A quiet trust, also sometimes known as a silent trust, is a type of trust in which the beneficiaries are unaware of its existence.
In the past, a trustee has been required under the Maryland Trust Act to provide notice of the trust’s existence to beneficiaries if those beneficiaries are over the age of 25. However, a trend has emerged in just the past few years, that of the quiet trust, and a law which took effect in October 2017 allows for a trustee to skirt this requirement. Instead of notifying the beneficiaries of the trust, a grantor is now able to name one or more persons as a representative of the beneficiary, and that representative is the one who is notified of the trust and other specific information, as legally required. The representative is not required to inform the beneficiary of anything while the grantor is still living, or until the terms of the trust have been met to pass along to the beneficiary, and the trustee is prohibited from informing the beneficiary as well.
This situation creates some unusual and interesting possibilities. It means that even adult beneficiaries would not legally be required to be notified. Let’s look at some reasons why a quiet trust might be used.
Age of the Beneficiary
The age of the beneficiary is the top reason that springs to mind to keep a trust silent. The beneficiary may simply be too young to appreciate the amount of money they stand to inherit, and the grantor has judged it to be in the best interests of the beneficiary to not divulge that information too soon. If the beneficiary is a child, this makes sense. If the beneficiary is an adult, then perhaps the grantors are waiting for the child to be finished with college or to reach a level of maturity at which they feel it would be more appropriate to handle a large sum. This is similar to putting age restrictions in place for beneficiaries to inherit.
The spending habits of the beneficiary may also be a concern. A grantor could be concerned that their heir will spend the inheritance away, or land themselves in debt, by gaining access too soon. Or the grantor may have established the trust before they’ve finalized other arrangements to account for poor spending habits and money management, and so required that the trust remain silent for a time.
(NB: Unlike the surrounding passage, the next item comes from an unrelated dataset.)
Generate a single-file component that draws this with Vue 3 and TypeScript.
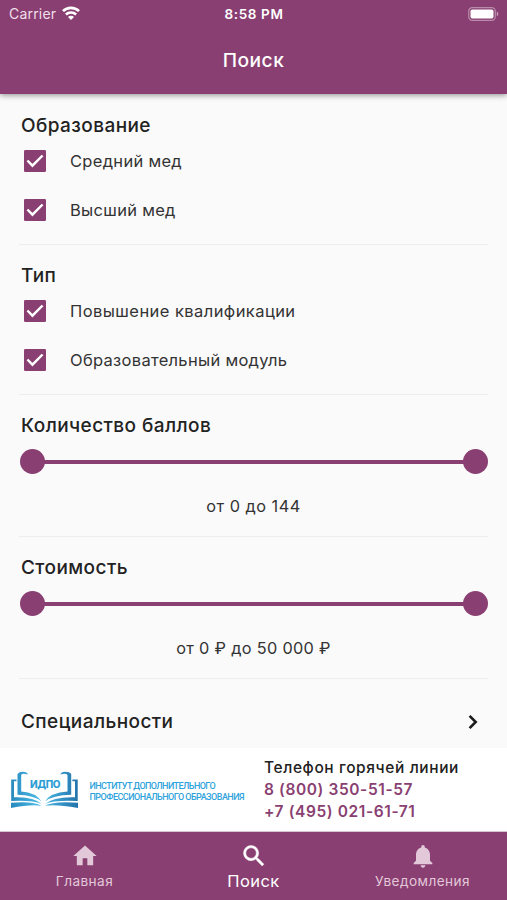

Prevent Lawsuits and Scams
If a grantor is about to settle a very large sum of money to a beneficiary – say, in the tens or hundreds of millions – then a quiet trust might be used in an effort to protect the beneficiary from becoming a target. If the beneficiary is unaware of just how much money they are receiving, then there’s no way for them to accidentally reveal that information to people who may attempt to bring a frivolous lawsuit against them due to the inheritance, or attempt to scam or harm them to extort money.
Whatever the reason, a silent trust is not necessarily a good tool for long-term trust arrangements. It’s very difficult for a trustee to manage a trust for a long period of time under such conditions, as they will likely have to limit their interaction with the beneficiary in order to maintain the terms of secrecy, and this becomes more difficult as time passes. A quiet trust is a better tool for short-term needs.